Le mot d’ordre du Collège semble bien être « l’imprudence comme méthode », selon l’expression de celui qui sera l’auteur de La Formation de l’esprit scientifique. Denis Hollier fait bien de rappeler l’importance pour le Collège du texte que Gaston Bachelard signe en 1936, « Le surrationalisme », dans l’unique numéro de la revue publiée alors par Caillois, Inquisitions. Il y est question d’une véritable économie de la prise de risque : « Si dans une expérience, on ne joue pas sa raison, cette expérience ne vaut pas la peine d’être tentée. Le risque de la raison doit être total. » Se risquer à une autocritique de la raison, Theodor W. Adorno estimera en 1949 que cela aurait dû être fait. Et c’est d’ailleurs avec curiosité et méfiance que, depuis l’autre côté de l’Atlantique, l’éminent représentant d’une école sociologique allemande, cherchant elle aussi à élaborer une « théorie critique », et représentée par la fameuse revue Die Zeitschrift für Sozialforschung, se renseigne sur les activités du Collège par l’intermédiaire de Walter Benjamin.

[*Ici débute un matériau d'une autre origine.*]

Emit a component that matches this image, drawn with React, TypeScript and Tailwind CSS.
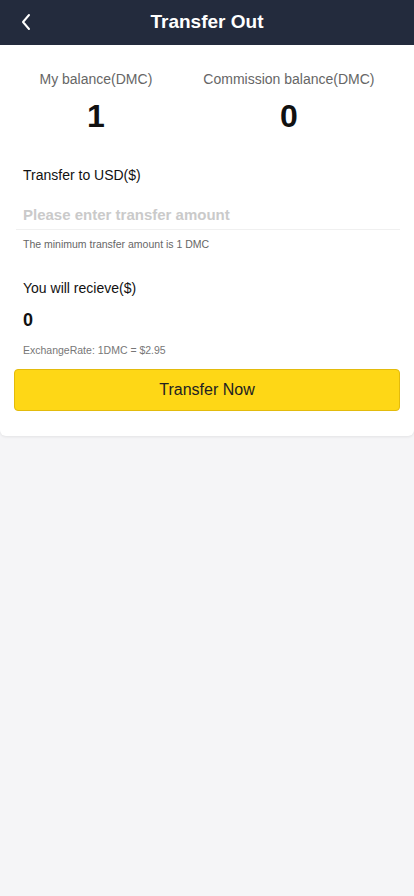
import React from "react"

function Header() {
  return (
    <div className="relative flex h-[45px] items-center justify-center bg-[#232b3d]">
      <button className="absolute left-[18px] top-[11px] flex h-[22px] w-[16px] items-center justify-center">
        <svg width="12" height="18" viewBox="0 0 12 18" fill="none">
          <path d="M9 2L3 9l6 7" stroke="#fff" strokeWidth="2" strokeLinecap="round" strokeLinejoin="round" />
        </svg>
      </button>
      <h1 className="text-[19px] font-bold text-white">Transfer Out</h1>
    </div>
  )
}

function Balance({ label, value }: { label: string; value: string }) {
  return (
    <div className="flex flex-col items-center">
      <p className="text-[14px] leading-[20px] text-[#666]">{label}</p>
      <p className="mt-[7px] text-[32px] font-bold leading-[40px] text-[#111]">{value}</p>
    </div>
  )
}

export default function App() {
  return (
    <div className="min-h-[896px] bg-[#f5f5f7] font-['Liberation_Sans',Arial,sans-serif]">
      <Header />
      <div className="rounded-b-[6px] bg-white px-[14px] pb-[25px] pt-[24px] shadow-[0_1px_3px_rgba(0,0,0,0.08)]">
        <div className="flex justify-around">
          <Balance label="My balance(DMC)" value="1" />
          <Balance label="Commission balance(DMC)" value="0" />
        </div>

        <p className="mt-[29px] pl-[9px] text-[14px] leading-[20px] text-[#111]">Transfer to USD($)</p>
        <div className="mt-[14px] ml-[2px] border-b border-[#f0f0f0]">
          <input
            className="h-[30px] w-full bg-transparent pl-[7px] text-[15px] font-bold text-[#333] outline-none placeholder:text-[#cacaca]"
            placeholder="Please enter transfer amount"
          />
        </div>
        <p className="mt-[7px] pl-[9px] text-[10.5px] leading-[14px] text-[#666]">
          The minimum transfer amount is 1 DMC
        </p>

        <p className="mt-[27px] pl-[9px] text-[14px] leading-[20px] text-[#111]">You will recieve($)</p>
        <p className="mt-[10px] pl-[9px] text-[18px] font-bold leading-[24px] text-[#111]">0</p>
        <p className="mt-[11px] pl-[9px] text-[10.5px] leading-[14px] text-[#777]">
          ExchangeRate: 1DMC = $2.95
        </p>

        <button className="mt-[12px] flex h-[42px] w-full items-center justify-center rounded-[4px] border border-[#e3bb0c] bg-[#fed716] text-[16px] text-[#222]">
          Transfer Now
        </button>
      </div>
    </div>
  )
}
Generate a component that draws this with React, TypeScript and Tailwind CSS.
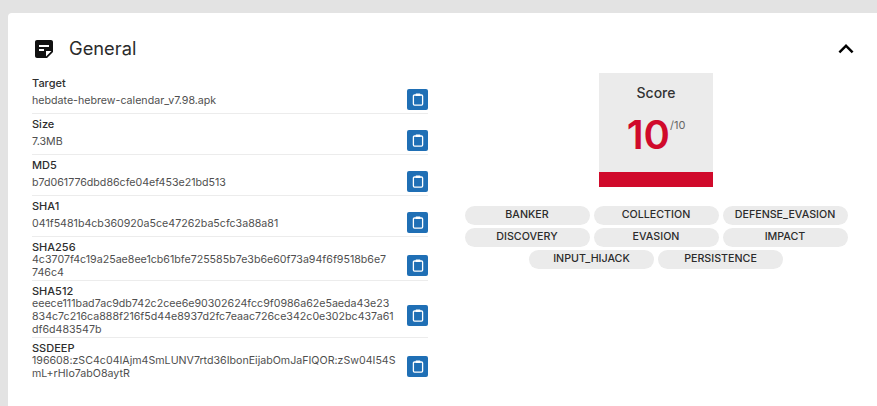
import { MdStickyNote2, MdExpandLess } from 'react-icons/md';

const rows = [
  { label: 'Target', value: 'hebdate-hebrew-calendar_v7.98.apk' },
  { label: 'Size', value: '7.3MB' },
  { label: 'MD5', value: 'b7d061776dbd86cfe04ef453e21bd513' },
  { label: 'SHA1', value: '041f5481b4cb360920a5ce47262ba5cfc3a88a81' },
  { label: 'SHA256', value: '4c3707f4c19a25ae8ee1cb61bfe725585b7e3b6e60f73a94f6f9518b6e7\n746c4' },
  { label: 'SHA512', value: 'eeece111bad7ac9db742c2cee6e90302624fcc9f0986a62e5aeda43e23\n834c7c216ca888f216f5d44e8937d2fc7eaac726ce342c0e302bc437a61\ndf6d483547b' },
  { label: 'SSDEEP', value: '196608:zSC4c04IAjm4SmLUNV7rtd36IbonEijabOmJaFIQOR:zSw04I54S\nmL+rHIo7abO8aytR' },
];

const tags = ['BANKER', 'COLLECTION', 'DEFENSE_EVASION', 'DISCOVERY', 'EVASION', 'IMPACT', 'INPUT_HIJACK', 'PERSISTENCE'];

function ClipboardIcon() {
  return (
    <svg width="12" height="13" viewBox="0 0 12 13" fill="none" stroke="white" strokeWidth="1.3">
      <rect x="1.4" y="2" width="9.2" height="10.2" rx="1.1" />
      <rect x="3.6" y="0.4" width="4.8" height="2.6" rx="0.6" fill="white" stroke="none" />
    </svg>
  );
}

export default function App() {
  return (
    <div className="h-[406px] overflow-hidden bg-[#e3e3e3] pl-2 pt-[13px]" style={{ fontFamily: 'Inter, sans-serif' }}>
      <div className="h-[420px] rounded-tl-[4px] bg-white pl-6 pr-4">
        {/* Header */}
        <div className="flex h-[60px] items-center pt-3">
          <MdStickyNote2 className="text-[24px] text-[#111]" />
          <h2 className="ml-[13px] text-[18.3px] text-[#2b2b2b]">General</h2>
          <MdExpandLess className="ml-auto text-[30px] text-black" />
        </div>

        <div className="flex">
          {/* Details */}
          <div className="w-[396px] shrink-0">
            {rows.map((row, i) => (
              <div key={row.label} className={i < rows.length - 1 ? 'border-b border-[#ececec] pb-px pt-1' : 'pb-px pt-1'}>
                <p className="-mb-px text-[11px] font-medium leading-[13px] text-[#2e2e2e]">{row.label}</p>
                <div className="flex items-center justify-between">
                  <p className="w-[370px] text-[10.65px] leading-[13px] whitespace-pre-line text-[#4f4f4f]">{row.value}</p>
                  <button className="mb-[2px] flex h-[21px] w-[21px] shrink-0 items-center justify-center rounded-[2px] bg-[#1f6fb5]">
                    <ClipboardIcon />
                  </button>
                </div>
              </div>
            ))}
          </div>

          {/* Score */}
          <div className="ml-9 flex w-[384px] shrink-0 flex-col items-center">
            <div className="flex h-[114px] w-[114px] flex-col bg-[#ebebeb]">
              <p className="mt-[11px] text-center text-[14px] leading-[17px] font-medium text-[#333]">Score</p>
              <div className="mt-[10px] flex justify-center">
                <span className="text-[40px] leading-[48px] font-semibold text-[#d00a2b]">10</span>
                <span className="mt-[8px] text-[11px] leading-[13px] text-[#666]">/10</span>
              </div>
              <div className="mt-auto h-[15px] bg-[#d00a2b]" />
            </div>
            <div className="mt-[19px] flex flex-wrap justify-center gap-x-1 gap-y-[3px]">
              {tags.map((tag) => (
                <span key={tag} className="flex h-[19px] w-[125px] items-center justify-center rounded-full bg-[#ebebeb] text-[10.7px] font-medium text-[#2b2b2b]">
                  {tag}
                </span>
              ))}
            </div>
          </div>
        </div>
      </div>
    </div>
  );
}
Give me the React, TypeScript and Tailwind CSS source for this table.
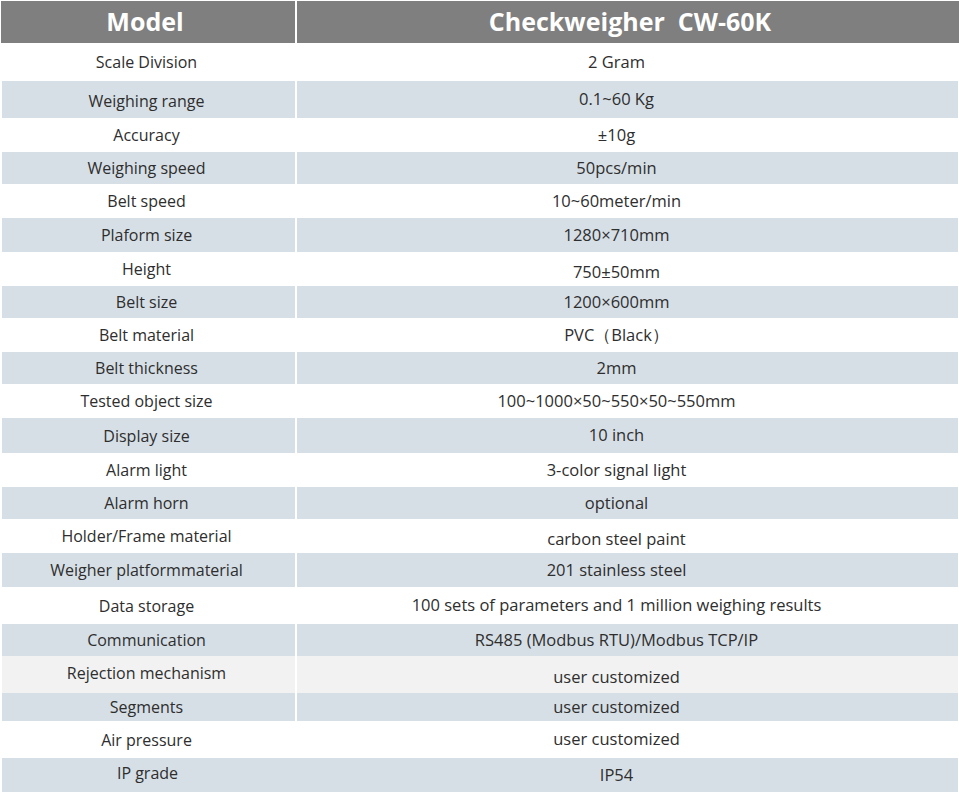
type Row = { label: string; value: string; h: string; bg: string; lc?: string; vc?: string };

const rows: Row[] = [
  { label: "Scale Division", value: "2 Gram", h: "h-[38px]", bg: "bg-white" },
  { label: "Weighing range", value: "0.1~60 Kg", h: "h-[37px]", bg: "bg-[#d7dfe6]", lc: "pt-[3px]" },
  { label: "Accuracy", value: "±10g", h: "h-[34px]", bg: "bg-white" },
  { label: "Weighing speed", value: "50pcs/min", h: "h-[32px]", bg: "bg-[#d7dfe6]" },
  { label: "Belt speed", value: "10~60meter/min", h: "h-[34px]", bg: "bg-white" },
  { label: "Plaform size", value: "1280×710mm", h: "h-[34px]", bg: "bg-[#d7dfe6]" },
  { label: "Height", value: "750±50mm", h: "h-[34px]", bg: "bg-white", vc: "pt-[6px]", lc: "pb-[1px]" },
  { label: "Belt size", value: "1200×600mm", h: "h-[32px]", bg: "bg-[#d7dfe6]" },
  { label: "Belt material", value: "PVC（Black）", h: "h-[34px]", bg: "bg-white" },
  { label: "Belt thickness", value: "2mm", h: "h-[32px]", bg: "bg-[#d7dfe6]" },
  { label: "Tested object size", value: "100~1000×50~550×50~550mm", h: "h-[34px]", bg: "bg-white" },
  { label: "Display size", value: "10 inch", h: "h-[35px]", bg: "bg-[#d7dfe6]" },
  { label: "Alarm light", value: "3-color signal light", h: "h-[34px]", bg: "bg-white" },
  { label: "Alarm horn", value: "optional", h: "h-[32px]", bg: "bg-[#d7dfe6]" },
  { label: "Holder/Frame material", value: "carbon steel paint", h: "h-[34px]", bg: "bg-white", vc: "pt-[6px]" },
  { label: "Weigher platformmaterial", value: "201 stainless steel", h: "h-[34px]", bg: "bg-[#d7dfe6]" },
  { label: "Data storage", value: "100 sets of parameters and 1 million weighing results", h: "h-[37px]", bg: "bg-white" },
  { label: "Communication", value: "RS485 (Modbus RTU)/Modbus TCP/IP", h: "h-[32px]", bg: "bg-[#d7dfe6]" },
  { label: "Rejection mechanism", value: "user customized", h: "h-[37px]", bg: "bg-[#f2f2f2]", lc: "pb-[4px]", vc: "pt-[5px]" },
  { label: "Segments", value: "user customized", h: "h-[28px]", bg: "bg-[#d7dfe6]" },
  { label: "Air pressure", value: "user customized", h: "h-[37px]", bg: "bg-white" },
  { label: "IP grade", value: "IP54", h: "h-[34px]", bg: "bg-[#d7dfe6]", lc: "pb-[4px]" },
];

export default function App() {
  return (
    <div className="w-[959px] h-[792px] overflow-hidden bg-white pt-px font-['Open_Sans',sans-serif] text-[#2e2e2e]">
      {/* header */}
      <div className="ml-px flex h-[42px] bg-[#7f7f7f] text-white font-bold text-[25px]">
        <div className="flex w-[296px] items-center justify-center border-r-2 border-white pr-[6px]">Model</div>
        <div className="flex flex-1 items-center justify-center pl-[4px]">Checkweigher&nbsp;&nbsp;CW-60K</div>
      </div>
      {rows.map((r, i) => (
        <div key={r.label} className={`ml-[2px] mr-px flex ${r.h} ${r.bg}`}>
          <div
            className={`flex w-[295px] items-center justify-center pr-[4px] text-[16px] ${r.lc ?? ""} ${
              i < rows.length - 1 ? "border-r-2 border-white" : ""
            }`}
          >
            {r.label}
          </div>
          <div className={`flex flex-1 items-center justify-center pr-[22px] text-[16.5px] ${r.vc ?? ""}`}>
            {r.value}
          </div>
        </div>
      ))}
    </div>
  );
}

La confrontation entre le Collège de Sociologie et les positions politiques et intellectuelles de la Théorie critique permet de rendre compte de l’une des spécificités de l’orientation du premier : instaurer le sacré comme instrument critique en référence à Durkheim et Mauss, principalement. C’est en effet à partir des travaux de ces derniers que le Collège va interroger la validité d’une analyse anthropologique de l’actualité politique qui est celle d’une menace de la démocratie. Bien plutôt que de manifestes, le Collège semble soucieux, dans le programme de ses conférences, de redonner au geste de l’analyse la force d’un décalage critique en discutant la pertinence du concept de « sacré » face aux évènements de la société contemporaine. Ce dernier, replacé dans la sphère anthropologique, n’est pas un fétiche historiographique qui situerait le mythe en amont de toutes réalités sociales ; il est bien plutôt ce qui pense d’une société la préhistoire ou l’histoire originaire, c’est-à-dire ce qui l’interroge du point de vue de ses paradoxes, de ses antithèses, de ses tabous, et non du point de vue de son évolution. Rendre opératoire la notion anthropologique de « sacré » pour analyser l’actualité, c’est, d’une part, militer pour le point de vue du « primitif » et la frénésie des formes, comme déjà Leiris et Bataille dans la revue Documents (1929-1930), afin de déconditionner notre regard et dénoncer une nouvelle forme de « barbarie » ; mais, d’autre part, c’est aussi, en un geste critique, rendre compte de l’impuissance du système démocratique à faire son autocritique. En l’occurrence, le sacré, défini par les ethnologues de l’époque comme coïncidentia oppositorum, s’avère être un concept cristallisant les contradictions du système social au moment où la transgression des valeurs démocratiques est générale. Le Collège ne représente-t-il pas alors une tentative, à l’heure des régimes totalitaires, de réaliser une autocritique de la démocratie comme résistance au fascisme ?

 

Il s’agira donc d’interroger l’articulation problématique entre posture politique et intellectuelle au sein du Collège mais aussi de définir les enjeux d’une « sociologie sacrée » : quel rapport entretient-elle avec la sociologie proprement dite ? Que recouvre ici le terme de « sacré » ? Quel est le rôle de la littérature dans cette volonté critique ? Comment le Collège interroge-t-il la validité d’une analyse anthropologique de l’actualité politique ? Quelle sera l’influence postérieure du Collège sur l’identité politique des intellectuels ?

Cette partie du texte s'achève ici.